Флагман флотилии. Тендеровский узел (Сорокин) - страница 88

Да других таких зданий нет. Разве что только в Покровском, но это будет уже со стороны моря и на Восток от наших хуторов. Может вам там необходимо задавать свои вопросы? — старейшина явно задавал уточняющий вопрос.

Нет. Мне нужны сведения о жителях именно этих двух заданий времен 14–17 года. Даже если они не имеют отношения к вашему клану, и были в прислугах, — уточнил место и время интересующих вопросов.

Хорошо тогда задавайте свой вопрос. Надеюсь, до вечера я смогу помочь Вам с ответами, — старейшина излучал прямо благодушие.

Я Прохоров Иван Александрович был сдан в детдом дворником Прохором, от него фамилия, после смерти моей матери от тифа, в возрасте примерно семи лет.
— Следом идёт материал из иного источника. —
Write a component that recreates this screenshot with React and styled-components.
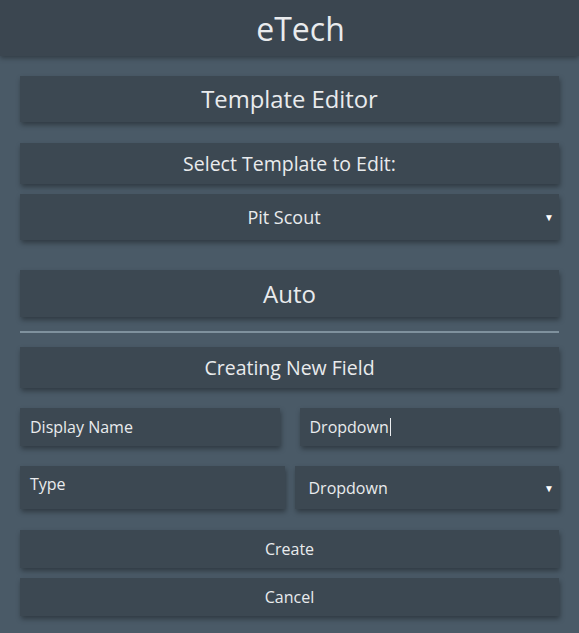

Имя получил в честь деда Ивана, по отцу, а отчество по имени родного отца, родом из этих домов и рыбацкой семьи. Отец служил в Доброфлоте, на Севере и по болезни оказался в госпитале, где его встретила мать. Потом он вновь оказался в госпитале, заболев чахоткой. После смерти отца мать вернулась домой в Петербург, где я и родился. От отца осталась только рассказы матери о том, что на Черном море, на косе напротив Очакова, в двух трехэтажных особняках живут его родные дед, бабушка, сестра Соня и младшие братья. Была еще фотография, где были сфотографированы его родители, сестра и он. Но потом, в детдоме, фотографию отобрали и сожгли — там была фотография буржуев. После детдома я был зачислен в училище Фрунзе, где учился на вахтенного офицера. Далее служба на кораблях и только в прошлом году я оказался на Черном море, — закончил я свою историю похожую на историю Великого Комбинатора, сына турецко-поданного, и по одной из его легенд — сына лейтенанта Шмидта.

Вначале, казалось равнодушное лицо старика, смотревшего на огонь камина, изменило свои черты. Лицо обострилось, взгляд равнодушных казалось ранее смотрящих за спину глаз, изменился, теперь цепкие с прищуром глаза сфокусировались на моей особе. Словно хищная птица оказалась передо мной. Пальцы рук сидящего напротив человека сжались, впившись в подлокотники кресла.

В комнате повисла напряженная тишина. Полминуты, как минимум, ранее активно общающийся лидер общины, боролся с собой.

Представляю бурю чувств, в глубине души, сидящего напротив человека. Я бы тоже думаю, пережил бы настоящий шок, получив хоть и устное, но письмо из прошлого.

Кто-то может сказать, что врать нельзя. Согласен нельзя. Никаких угрызений совести в этом случае не вижу, детдомовец, не имеющий семьи, в данном случае только выигрывает.

Что, то не так? Неужели здесь нет стариков, которые помогут найти мне, рыбацкую семью, в которой пропал сын и брат Александр во времена царской войны? — постарался смягчить и словно бы упростить существо вопроса.